L'importanza di chiamarsi gabinetto

Sul calendario dei laici, gli innumerevoli santi quotidiani sono ormai tutti sostituiti, più che dalle ricorrenze civili, dalle diverse  giornate della prevenzione e da quelle mondiali dedicate a qualche questione importante.

L’ultima in ordine d’arrivo è la giornata mondiale del gabinetto indetta dall’Onu per il prossimo 19 novembre approvata su proposta di Singapore ed è un riconoscimento ufficiale della campagna iniziata nel 2001 da world toilet day

Il delegato di Singapore si è dichiarato ben felice di ricevere battute scherzose sull’iniziativa, purché si ammetta che “un  tabù ha finora vietato un’aperta e seria discussione sui problemi sanitari e sul gabinetto nel mondo”.

In effetti il problema è molto serio e basta confrontare alcune cifre per capirne la portata quantitativa. Sei miliardi di persone utilizzano un telefono cellulare, ma 2,5 miliardi ancora non dispongono di servizi igienici adeguati. Tra i problemi più gravi rimane quello dell'infezione da colera che nel 2011, secondo l'Oms, ha colpito quasi 590.000 persone con il 60% dei casi registrati nei Caraibi, in particolare nella zona di Haiti. Secondo le stime dell'Organizzazione mondiale della sanità ci sono 783 milioni di persone che non hanno accesso all'acqua potabile. 

Si capisce allora come mai, a certe latitudini la banale diarrea mieta più vittime dell’Aids soprattutto in età pediatrica. Situazioni che periodicamente vengono denunciate dai volontari di Medici Senza Frontiere, dal Cuamm, dall’Unicef e dalle tante altre associazioni di cooperazione, ma che tendono a cadere nel dimenticatoio. Eppure non sono passati molti anni da quando per i nostri nonni in campagna il  “cesso” era una baracca di legno un po’ lontana da casa con un buco a perdere nel terreno. Chi è nato con l’acqua calda in casa e con la carta igienica a doppio strato vellutato e mille piani di convenienza non lo saprà di sicuro. Tuttavia non dovrebbe andar persa la memoria storica. 

E ricordare, per esempio, le battaglie del povero dottor Ignac Semmelweis che nel 1847 aveva efficacemente combattuto la morte delle neo mamme per la febbre puerperale imponendo ai medici, prima delle visite, il lavaggio delle mani in una soluzione di ipoclorito di calcio.

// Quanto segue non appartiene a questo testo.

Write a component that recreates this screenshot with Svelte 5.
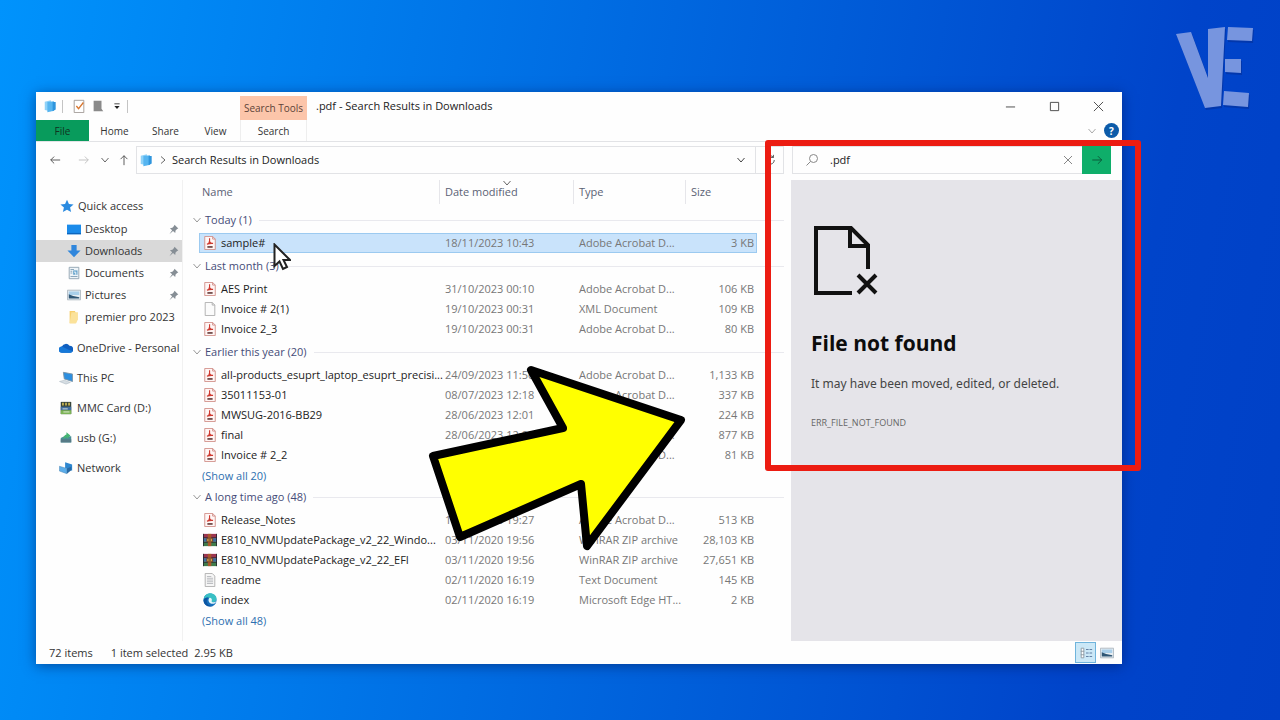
<script lang="ts">
type Entry = { name: string; date: string; type: string; size: string; icon: string };
type Group = { title: string; entries: Entry[]; more?: string };

const PDF = 'Adobe Acrobat D...';

let query = $state('.pdf');
let selected = $state('sample#');

const tabs = ['Home', 'Share', 'View'];

const quick = [
  { label: 'Desktop', icon: 'desktop', pinned: true },
  { label: 'Downloads', icon: 'downloads', pinned: true },
  { label: 'Documents', icon: 'documents', pinned: true },
  { label: 'Pictures', icon: 'pictures', pinned: true },
  { label: 'premier pro 2023', icon: 'folder', pinned: false },
];

const places = [
  { label: 'OneDrive - Personal', icon: 'onedrive' },
  { label: 'This PC', icon: 'pc' },
  { label: 'MMC Card (D:)', icon: 'card' },
  { label: 'usb (G:)', icon: 'usb' },
  { label: 'Network', icon: 'network' },
];

const groups: Group[] = [
  {
    title: 'Today (1)',
    entries: [{ name: 'sample#', date: '18/11/2023 10:43', type: PDF, size: '3 KB', icon: 'pdf' }],
  },
  {
    title: 'Last month (3)',
    entries: [
      { name: 'AES Print', date: '31/10/2023 00:10', type: PDF, size: '106 KB', icon: 'pdf' },
      { name: 'Invoice # 2(1)', date: '19/10/2023 00:31', type: 'XML Document', size: '109 KB', icon: 'blank' },
      { name: 'Invoice 2_3', date: '19/10/2023 00:31', type: PDF, size: '80 KB', icon: 'pdf' },
    ],
  },
  {
    title: 'Earlier this year (20)',
    more: '(Show all 20)',
    entries: [
      { name: 'all-products_esuprt_laptop_esuprt_precisi...', date: '24/09/2023 11:56', type: PDF, size: '1,133 KB', icon: 'pdf' },
      { name: '35011153-01', date: '08/07/2023 12:18', type: PDF, size: '337 KB', icon: 'pdf' },
      { name: 'MWSUG-2016-BB29', date: '28/06/2023 12:01', type: PDF, size: '224 KB', icon: 'pdf' },
      { name: 'final', date: '28/06/2023 12:00', type: PDF, size: '877 KB', icon: 'pdf' },
      { name: 'Invoice # 2_2', date: '21/06/2023 15:20', type: PDF, size: '81 KB', icon: 'pdf' },
    ],
  },
  {
    title: 'A long time ago (48)',
    more: '(Show all 48)',
    entries: [
      { name: 'Release_Notes', date: '17/11/2020 19:27', type: PDF, size: '513 KB', icon: 'pdf' },
      { name: 'E810_NVMUpdatePackage_v2_22_Windo...', date: '03/11/2020 19:56', type: 'WinRAR ZIP archive', size: '28,103 KB', icon: 'rar' },
      { name: 'E810_NVMUpdatePackage_v2_22_EFI', date: '03/11/2020 19:56', type: 'WinRAR ZIP archive', size: '27,651 KB', icon: 'rar' },
      { name: 'readme', date: '02/11/2020 16:19', type: 'Text Document', size: '145 KB', icon: 'text' },
      { name: 'index', date: '02/11/2020 16:19', type: 'Microsoft Edge HT...', size: '2 KB', icon: 'edge' },
    ],
  },
];
</script>

{#snippet icon(name: string)}
  <svg class="icon" viewBox="0 0 16 16" aria-hidden="true">
    {#if name === 'pdf'}
      <path d="M2 .5h9l3 3v12H2z" fill="#fff6f5" stroke="#cf8a84" />
      <path d="M11 .5v3h3" fill="none" stroke="#cf8a84" />
      <path d="M7.500 2.500v3.500M4.500 9.500c2-.5 3-2 3-4 0 2 1.500 3 4 3-2.500-.3-4.500 0-7 1z" fill="none" stroke="#cf3a30" stroke-width="1.300" />
      <path d="M5 12.500h6" stroke="#6e4644" stroke-width="2" />
    {:else if name === 'blank'}
      <path d="M2.500.5h8l3 3v12h-11z" fill="#fbfbfb" stroke="#a9a9a9" />
      <path d="M10.500.5v3h3" fill="none" stroke="#a9a9a9" />
    {:else if name === 'text'}
      <path d="M2.500.5h8l3 3v12h-11z" fill="#f6f6f6" stroke="#aaa" />
      <path d="M4.500 4h5M4.500 6h7M4.500 8h7M4.500 10h7M4.500 12h7" stroke="#b3b6ba" />
    {:else if name === 'rar'}
      <path d="M0 1h16v5H0z" fill="#9c3550" />
      <path d="M0 6h16v4H0z" fill="#3c6fa3" />
      <path d="M0 10h16v5H0z" fill="#3f7d4b" />
      <path d="M0 5.500h16M0 10.500h16M.5 1v14M15.500 1v14" stroke="#23262f" />
      <path d="M5.500 1h4v14h-4z" fill="#a8572c" />
      <path d="M4.500 6h6.500v4H4.500z" fill="#e6c25c" stroke="#6b3320" />
      <path d="M6 8h3.500" stroke="#6b3320" stroke-width="1.500" />
    {:else if name === 'edge'}
      <circle cx="8" cy="8" r="7.500" fill="#1770bd" />
      <path d="M.7 7C1.500 2.800 4.800.4 8.200.4c4 0 7.300 2.800 7.300 6.200 0 2.600-2 4-4.200 4-1.700 0-2.600-.6-2.200-1.300.5-.9.400-3.600-2.600-3.800C4 5.300 1.600 6 .7 7z" fill="#39bfc4" />
      <path d="M8 5.500c2 .3 2.600 2.300 1.900 3.500-.5.900 1.200 1.800 3 1.500 1-.2 1.800-.7 2.300-1.200-.8 2-2.200 3-3.900 3.100C8 12.600 5.800 10 6.400 7.500 6.600 6.500 7.200 5.700 8 5.500z" fill="#e8f8fb" />
      <path d="M.6 8C1.400 5.800 4 4.700 6.500 5.400 4.300 6.500 3.700 9.800 5 12c1.300 2.300 4 3.400 6.800 2.600C6.500 17 .4 13.700.6 8z" fill="#0c55a2" />
    {:else if name === 'desktop'}
      <path d="M0 3h16v11H0z" fill="#1b8bea" />
      <path d="M0 12.500h16V14H0z" fill="#0d66bd" />
    {:else if name === 'downloads'}
      <path d="M5 1h6v6.500h4.500L8 15 .5 7.500H5z" fill="#2f86dc" />
    {:else if name === 'documents'}
      <path d="M2.500 1.500h11v13h-11z" fill="#eef4f8" stroke="#8da0ae" />
      <path d="M4 4h4M4 6h2M4 8h2M4 12h8" stroke="#7f9db4" />
      <path d="M7 5h5v5H7z" fill="#6ba7ce" />
      <path d="M8 7h2v3" fill="none" stroke="#fff" />
    {:else if name === 'pictures'}
      <path d="M.5 2.500h15v11H.5z" fill="#e6edf2" stroke="#aab6be" />
      <path d="M2 4h12v4H2z" fill="#a9cfea" />
      <path d="M2 12V7l5 2 7 1.500V12z" fill="#2f5675" />
    {:else if name === 'folder'}
      <path d="M3 1h6l1 2v12H3z" fill="#f7cf6d" />
      <path d="M5 2.500h7.500v8L10.500 15H3z" fill="#fbe29a" />
    {:else if name === 'onedrive'}
      <path d="M3.500 13.500A3.500 3.500 0 0 1 3.300 6.200 5 5 0 0 1 12 5.500 3.900 3.900 0 0 1 12.500 13.500z" fill="#0f5fc0" />
      <path d="M3.300 6.200 11 10l4.700 1.500c-.6 1.300-1.600 2-3.200 2h-9A3.500 3.500 0 0 1 3.300 6.200z" fill="#1678d8" />
    {:else if name === 'pc'}
      <path d="m5 1.500 10.500 2V12L6 9z" fill="#2c8fe0" stroke="#7d93a5" />
      <path d="m.5 12 5.500-1.500 7 2.500-5 2z" fill="#d5dde3" stroke="#a3b0ba" stroke-width=".5" />
    {:else if name === 'card'}
      <path d="M2 1h12v14H2z" fill="#37443a" />
      <path d="M3.500 2h2v3h-2zM7 2h2v3H7zM10.500 2h2v3h-2z" fill="#c8b554" />
      <path d="M2 6.500h12v4H2z" fill="#416d9e" />
      <path d="M2 10.500h12V15H2z" fill="#7cb457" />
      <path d="M4 9h6M5 12.500h7" stroke="#e8eee0" />
    {:else if name === 'usb'}
      <path d="m2 8 4-2h8v7H2z" fill="#4b8f96" />
      <path d="M2 9.500h12V13H2z" fill="#567a86" />
      <path d="M5 9.500C5 6 6.500 4.500 8.500 4V1.500L13 5 9 9V7C7.500 7.300 6 8 5 9.500z" fill="#46b573" />
    {:else if name === 'network'}
      <path d="m7 1.500 8 2.500v7L7 8z" fill="#2d86cf" />
      <path d="m.5 6 8.500 2.500V14.500L.5 11.500z" fill="#5badea" stroke="#417fae" stroke-width=".5" />
      <path d="m9 14.500 5-4v-4L9 8.500z" fill="#2769a4" />
    {:else if name === 'library'}
      <path d="m2 3 7-1.500V14L2 12.500z" fill="#8fd2f8" />
      <path d="m5 3.500 7.500-1V13.500L5 15z" fill="#56b5f0" />
      <path d="M11 3.500h3.500V12L11 14z" fill="#2f95dd" />
    {:else if name === 'star'}
      <path d="m8 .8 2.200 4.900 5.300.5-4 3.500 1.200 5.200L8 12.200l-4.700 2.700 1.200-5.200-4-3.500 5.300-.5z" fill="#2b8be0" />
    {:else if name === 'pin'}
      <path d="m9.500 1 5.500 5.500-1.800.8-2.200 2.300-.5 3.600-3.200-3L2 15l4-6-3.200-3 3.600-.5L8.700 3z" fill="#868e95" />
    {/if}
  </svg>
{/snippet}

{#snippet chevron()}
  <svg class="chevron" viewBox="0 0 10 10" aria-hidden="true"><path d="m1.500 3 3.500 4 3.500-4" /></svg>
{/snippet}

<div class="desktop">
  <svg class="logo" viewBox="0 0 80 86" role="img" aria-label="VE">
    <g fill="#04309a" opacity=".6" transform="translate(1 2)">
      <path d="M1 10 16 8l17 46V5l17-2-4 79-16 2z" />
      <path d="M53 3l25 1-1 13-25-1zM50 35h16v14l-16-1zM49 67l25 2-1 14-25-2z" />
    </g>
    <g fill="#7795df">
      <path d="M1 10 16 8l17 46V5l17-2-4 79-16 2z" />
      <path d="M53 3l25 1-1 13-25-1zM50 35h16v14l-16-1zM49 67l25 2-1 14-25-2z" />
    </g>
  </svg>

  <main class="window">
    <header>
      <div class="titlebar">
        <div class="quickbar">
          {@render icon('library')}
          <i></i>
          <button aria-label="Properties">
            <svg class="icon" viewBox="0 0 16 16"><path d="M2.500 1.500h11v14h-11z" fill="#fff" stroke="#9d9691" /><path d="m5 8 2.500 3L13 4" fill="none" stroke="#d9762e" stroke-width="1.500" /></svg>
          </button>
          <button aria-label="New folder">
            <svg class="icon" viewBox="0 0 16 16"><path d="M3 2h9v9l2 3H3z" fill="#8a8a8a" /></svg>
          </button>
          <button aria-label="Customise toolbar">
            <svg class="icon" viewBox="0 0 16 16"><path d="M5 5.500h6" stroke="#333" /><path d="M5 8h6l-3 3.500z" fill="#222" /></svg>
          </button>
          <i></i>
        </div>
        <div class="tools">Search Tools</div>
        <h1>.pdf - Search Results in Downloads</h1>
        <div class="controls">
          <button aria-label="Minimise"><svg viewBox="0 0 12 12"><path d="M1 6.500h10" /></svg></button>
          <button aria-label="Maximise"><svg viewBox="0 0 12 12"><path d="M1.500 1.500h9v9h-9z" /></svg></button>
          <button aria-label="Close"><svg viewBox="0 0 12 12"><path d="m1 1 10 10M11 1 1 11" /></svg></button>
        </div>
      </div>
      <nav class="ribbon">
        <button class="file">File</button>
        {#each tabs as tab}
          <button>{tab}</button>
        {/each}
        <button class="search_tab">Search</button>
        <button class="expand" aria-label="Expand the ribbon">{@render chevron()}</button>
        <button class="help" aria-label="Help">?</button>
      </nav>
    </header>

    <div class="address">
      <div class="nav_btns">
        <button aria-label="Back"><svg viewBox="0 0 14 14"><path d="M13 7H2m4-4L2 7l4 4" /></svg></button>
        <button class="dim" aria-label="Forward"><svg viewBox="0 0 14 14"><path d="M1 7h11M8 3l4 4-4 4" /></svg></button>
        <button class="recent" aria-label="Recent locations">{@render chevron()}</button>
        <button class="up" aria-label="Up"><svg viewBox="0 0 14 14"><path d="M7 13V2M3 6l4-4 4 4" /></svg></button>
      </div>
      <div class="path">
        {@render icon('library')}
        <svg class="chevron side" viewBox="0 0 10 10" aria-hidden="true"><path d="m3 1.500 4 3.500-4 3.500" /></svg>
        <span class="grow">Search Results in Downloads</span>
        <button aria-label="Previous locations">{@render chevron()}</button>
        <button class="refresh" aria-label="Refresh"><svg viewBox="0 0 14 14"><path d="M11 4a5 5 0 1 0 1 3M11 1v3H8" /></svg></button>
      </div>
      <form class="search" onsubmit={(e) => e.preventDefault()}>
        <svg class="lens" viewBox="0 0 14 14" aria-hidden="true"><circle cx="8.500" cy="5.500" r="4" /><path d="M5.500 8.500 1.500 12.500" /></svg>
        <input type="text" aria-label="Search Downloads" bind:value={query} />
        <button type="button" class="clear" aria-label="Clear search" onclick={() => (query = '')}>
          <svg viewBox="0 0 12 12"><path d="m2 2 8 8M10 2l-8 8" /></svg>
        </button>
        <button class="go" aria-label="Search"><svg viewBox="0 0 14 14"><path d="M1.500 7h11M8 2.500 12.500 7 8 11.500" /></svg></button>
      </form>
    </div>

    <div class="body">
      <nav class="sidebar" aria-label="Folders">
        <a class="root" href="#quick">{@render icon('star')}<span>Quick access</span></a>
        {#each quick as item}
          <a href="#{item.icon}" class="sub" class:active={item.label === 'Downloads'}>
            {@render icon(item.icon)}<span>{item.label}</span>
            {#if item.pinned}<span class="pin">{@render icon('pin')}</span>{/if}
          </a>
        {/each}
        <div class="places">
          {#each places as item}
            <a href="#{item.icon}">{@render icon(item.icon)}<span>{item.label}</span></a>
          {/each}
        </div>
      </nav>

      <div class="files">
        <table>
          <thead>
            <tr>
              <th>Name</th>
              <th>Date modified<span class="sort">{@render chevron()}</span></th>
              <th>Type</th>
              <th>Size</th>
            </tr>
          </thead>
          {#each groups as group}
            <tbody>
              <tr class="group"><th colspan="4">{@render chevron()}<span>{group.title}</span></th></tr>
              {#each group.entries as entry}
                <tr class="entry" class:selected={entry.name === selected} onclick={() => (selected = entry.name)}>
                  <td class="name">{@render icon(entry.icon)}<span>{entry.name}</span></td>
                  <td>{entry.date}</td>
                  <td>{entry.type}</td>
                  <td class="size">{entry.size}</td>
                </tr>
              {/each}
              {#if group.more}
                <tr class="more"><td colspan="4"><a href="#all">{group.more}</a></td></tr>
              {/if}
            </tbody>
          {/each}
        </table>
      </div>

      <section class="preview">
        <svg viewBox="0 0 64 70" aria-hidden="true">
          <path d="M38 67H2V2h35l17 17v24M36 2v18h18" />
          <path d="m44 49 18 18m0-18L44 67" />
        </svg>
        <h2>File not found</h2>
        <p>It may have been moved, edited, or deleted.</p>
        <small>ERR_FILE_NOT_FOUND</small>
      </section>
    </div>

    <footer>
      <span>72 items</span>
      <span class="count">1 item selected</span>
      <span>2.95 KB</span>
      <span class="grow"></span>
      <button class="on" aria-label="Details view">
        <svg class="icon" viewBox="0 0 16 16"><path d="M2.500 2.500h3v11h-3zM2 6h4M2 10h4" fill="#fff" stroke="#8a97a0" /><path d="M8 4h3m1 0h3M8 8h3m1 0h3M8 12h3m1 0h3" stroke="#56749a" /></svg>
      </button>
      <button aria-label="Thumbnail view">{@render icon('pictures')}</button>
    </footer>
  </main>

  <svg class="cursor" viewBox="0 0 18 28" aria-hidden="true">
    <path d="M1.500 1.500v21.500l5-4.500 3.500 7.500 4-2-3.500-7h6.500z" />
  </svg>
  <svg class="arrow" viewBox="0 0 260 190" aria-hidden="true">
    <path d="M103 6 253 56 159 182 153 120 32 173 5 92 135 64z" />
  </svg>
  <div class="highlight"></div>
</div>

<style>
:global(body) {
  margin: 0;
}
.desktop {
  --line: #e2e3e6;
  position: relative;
  box-sizing: border-box;
  display: flex;
  min-height: 100vh;
  padding: 92px 158px 56px 36px;
  overflow: hidden;
  font-family: "Open Sans", "Noto Sans", sans-serif;
  font-size: 11px;
  line-height: 16px;
  color: #333;
  background: linear-gradient(100deg, #0093fc 0%, #0078ea 30%, #005cd8 60%, #0044ca 85%, #0040c6 100%);
}
button {
  display: flex;
  align-items: center;
  justify-content: center;
  padding: 0;
  border: 0;
  background: none;
  font: inherit;
  color: inherit;
}
a {
  color: inherit;
  text-decoration: none;
}
svg {
  display: block;
  flex: none;
}
button svg {
  width: 12px;
  height: 12px;
  fill: none;
  stroke: #444;
}
.icon {
  width: 14px;
  height: 14px;
  stroke: none;
}
.chevron {
  width: 10px;
  height: 10px;
  fill: none;
  stroke: #666;
}
.grow {
  flex: 1;
}

.window {
  display: flex;
  flex-direction: column;
  flex: 1;
  min-width: 0;
  background: #fefefe;
  box-shadow: 0 2px 12px rgba(0, 20, 80, 0.5);
}
header {
  border-bottom: 1px solid var(--line);
}
.titlebar {
  display: flex;
  height: 28px;
}
.quickbar {
  display: flex;
  align-items: center;
  box-sizing: border-box;
  width: 204px;
  gap: 5px;
  padding-left: 7px;
}
.quickbar i {
  width: 1px;
  height: 13px;
  margin-right: 4px;
  background: #c4c4c4;
}
.quickbar i:last-child {
  margin-left: -2px;
}
.tools {
  width: 67px;
  margin-top: 4px;
  line-height: 24px;
  font-size: 10px;
  text-align: center;
  white-space: nowrap;
  color: #5c4238;
  background: #fcc5aa;
}
h1 {
  flex: 1;
  margin: 0 0 0 9px;
  font-size: 11px;
  font-weight: 400;
  line-height: 28px;
  color: #222;
}
.controls {
  display: flex;
  margin-right: 2px;
}
.controls button {
  width: 44px;
}
.controls svg {
  width: 11px;
  height: 11px;
}
.ribbon {
  display: flex;
  height: 21px;
  font-size: 10px;
}
.ribbon button {
  width: 51px;
}
.ribbon .file {
  width: 53px;
  color: #10331f;
  background: #089b5c;
}
.ribbon .search_tab {
  box-sizing: border-box;
  width: 67px;
  border: 1px solid #eee;
  border-width: 0 1px;
  margin-right: auto;
}
.ribbon .file + button + button + button {
  width: 49px;
}
.ribbon .expand {
  width: 20px;
}
.ribbon .expand .chevron {
  stroke: #aaa;
}
.ribbon .help {
  width: 15px;
  height: 15px;
  margin: 3px 3px 0 2px;
  border-radius: 50%;
  font-weight: 700;
  color: #fff;
  background: #0c5ba9;
}

.address {
  display: flex;
  align-items: center;
  padding: 4px 11px 6px 0;
}
.nav_btns {
  display: flex;
  width: 100px;
  padding-left: 11px;
  box-sizing: border-box;
}
.nav_btns button {
  width: 16px;
  margin-right: 13px;
}
.nav_btns .dim {
  margin-right: 4px;
  opacity: 0.35;
}
.nav_btns .recent {
  width: 18px;
  margin-right: 2px;
}
.nav_btns .up {
  margin-right: 0;
}
.path,
.search {
  box-sizing: border-box;
  display: flex;
  align-items: center;
  height: 28px;
  border: 1px solid var(--line);
}
.path {
  flex: 1;
  padding-left: 2px;
  color: #222;
}
.path .side {
  margin: 0 4px 0 5px;
}
.path button {
  width: 28px;
}
.path button .chevron {
  stroke: #444;
}
.path .refresh {
  height: 26px;
  border-left: 1px solid var(--line);
}
.search {
  width: 319px;
  margin-left: 8px;
  border-right: 0;
}
.search .lens {
  width: 14px;
  height: 14px;
  margin: 0 11px 0 12px;
  fill: none;
  stroke: #888;
}
.search input {
  flex: 1;
  min-width: 0;
  padding: 0;
  border: 0;
  outline: 0;
  background: none;
  font: inherit;
  color: #222;
}
.search .clear {
  width: 29px;
}
.search .clear svg {
  stroke: #888;
}
.search .go {
  width: 29px;
  height: 28px;
  background: #0fae6a;
}
.search .go svg {
  stroke: #0b5033;
}

.body {
  display: flex;
  flex: 1;
}
.sidebar {
  width: 146px;
  padding-top: 15px;
  border-right: 1px solid #f1f1f1;
  white-space: nowrap;
}
.sidebar a {
  display: flex;
  align-items: center;
  gap: 4px;
  height: 22px;
}
.sidebar .root {
  margin-bottom: 1px;
  padding-left: 24px;
}
.sidebar .sub {
  padding: 0 0 0 31px;
}
.sidebar .active {
  background: #d9d9d9;
}
.pin {
  margin-left: auto;
  padding-right: 3px;
}
.pin .icon {
  width: 11px;
  height: 11px;
}
.places {
  padding-top: 5px;
}
.places a {
  height: 30px;
  padding-left: 23px;
}

.files {
  flex: 1;
  min-width: 0;
  padding: 0 7px;
}
table,
thead,
tbody {
  display: block;
}
thead tr,
.entry {
  display: grid;
  grid-template-columns: 1fr 134px 112px 72px;
  margin: 0 27px 0 9px;
}
thead tr {
  height: 27px;
  margin-bottom: 3px;
  color: #5b6275;
}
th {
  padding: 0;
  font-weight: 400;
  text-align: left;
}
thead th {
  position: relative;
  height: 24px;
  padding-left: 6px;
  line-height: 24px;
}
thead th + th {
  border-left: 1px solid #e6e6ea;
  padding-left: 5px;
}
thead th:first-child {
  padding-left: 3px;
}
.sort {
  position: absolute;
  top: -2px;
  left: 62px;
}
.group,
.more {
  display: block;
}
.group {
  margin: 3px 0;
}
.group th {
  display: flex;
  align-items: center;
  gap: 3px;
  height: 20px;
  padding-left: 2px;
  color: #454c78;
}
.group th::after {
  content: "";
  flex: 1;
  height: 1px;
  margin-left: 4px;
  background: #e9e9ee;
}
.group .chevron {
  stroke: #999;
}
.entry {
  height: 20px;
  color: #777;
}
.entry td {
  padding: 0 0 0 6px;
  line-height: 20px;
  white-space: nowrap;
}
.entry .name {
  display: flex;
  align-items: center;
  gap: 4px;
  min-width: 0;
  padding-left: 4px;
  color: #222;
}
.entry .size {
  padding-right: 3px;
  text-align: right;
}
.selected {
  background: #c9e3fb;
  box-shadow: inset 0 0 0 1px #9ccaf0;
}
.more td {
  display: block;
  padding: 0 0 0 12px;
  line-height: 22px;
  color: #2d70b0;
}
tbody:last-child {
  margin-top: -3px;
}

.preview {
  box-sizing: border-box;
  width: 331px;
  padding: 46px 20px;
  background: #e5e4e9;
}
.preview svg {
  width: 64px;
  height: 70px;
  margin-left: 3px;
  fill: none;
  stroke: #111;
  stroke-width: 4px;
}
.preview h2 {
  margin: 31px 0 17px;
  font-size: 21px;
  font-weight: 700;
  line-height: 32px;
  color: #0c0c0c;
}
.preview p {
  margin: 0 0 23px;
  font-family: "Noto Sans", sans-serif;
  font-size: 12px;
  white-space: nowrap;
  color: #444;
}
.preview small {
  display: block;
  font-size: 9px;
  color: #666;
}

footer {
  display: flex;
  align-items: center;
  height: 23px;
  padding: 0 5px 0 13px;
}
.count {
  margin: 0 6px 0 18px;
}
footer button {
  width: 21px;
  height: 21px;
}
footer .on {
  box-sizing: border-box;
  border: 1px solid #6fb4dc;
  background: #cbe8f7;
}

/* things lying over the window */
.logo {
  position: absolute;
  top: 24px;
  right: 25px;
  width: 80px;
  height: 86px;
}
.cursor {
  position: absolute;
  top: 243px;
  left: 273px;
  width: 18px;
  height: 28px;
  fill: #fff;
  stroke: #222;
  stroke-width: 2px;
}
.arrow {
  position: absolute;
  top: 364px;
  left: 428px;
  width: 260px;
  height: 190px;
  fill: #ff0;
  stroke: #000;
  stroke-width: 8px;
  stroke-linejoin: round;
}
.highlight {
  position: absolute;
  top: 140px;
  right: 139px;
  box-sizing: border-box;
  width: 376px;
  height: 331px;
  border: 6px solid #ec1c12;
  border-radius: 3px;
  pointer-events: none;
}
</style>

Il metodo ebbe successo con un abbattimento considerevole delle morti, ma il suo autore venne ostacolato ed emarginato e finì per morire in un manicomio.

Eppure è a lui che siamo debitori per questa buona abitudine fatta praticare da ogni madre ai propri figli quantomeno prima di mangiare e considerata oggi comunemente come una buona pratica igienico sanitaria. Tuttavia non dovrebbe stupire che l’Oms  abbia sentito la necessità di tornare ancora sull’argomento del lavaggio delle mani con una corposa linea guida prodotta nel 2009, ma messa in gestazione fin dal 2004 e ormai prossima ad una nuova revisione. Tanta insistenza evidentemente è motivata anche dalla resistenza che si incontra in chi dovrebbe mettere in pratica le raccomandazioni, per prevenire il diffondersi delle infezioni. Il ministero della Salute (dati 2007) stima infatti che le infezioni ospedaliere colpiscano dal 4,5 al 7% dei pazienti ricoverati, ma il 30% di queste infezioni sarebbero prevenibili.

Le persone che usano i guanti di plastica al supermercato per scegliere la frutta pensando di evitare contaminazioni dovrebbero a tale scopo preoccuparsi invece molto di più quando sfogliano una rivista nelle sale d’attesa degli studi medici. È stato dimostrato che sono un buon veicolo di infezione, come del resto lo erano le saponette nei bagni pubblici, sostituite dai dispenser di sapone liquido e come lo è tuttora il passaggio di mano in mano del denaro. 

Tornando al nostro calendario laico, quando saremo seduti nei nostri comodi bagni non scordiamoci di fare un pensierino ai nostri simili che non ne possono usufruire e intanto segniamo un’altra data:  il 5 maggio giornata in cui l’Oms celebra: “the save lives: clean your hands” dedicata per l’appunto all’igiene delle mani.

In quei giorni sarà il caso di non sentirsi troppo superiori e di provvedere a fare un bel brindisi con il bene più  vitale che ci sia stato dato: l’acqua e prodighiamoci affinché  ce ne sia abbastanza anche per i figli dei nostri figli.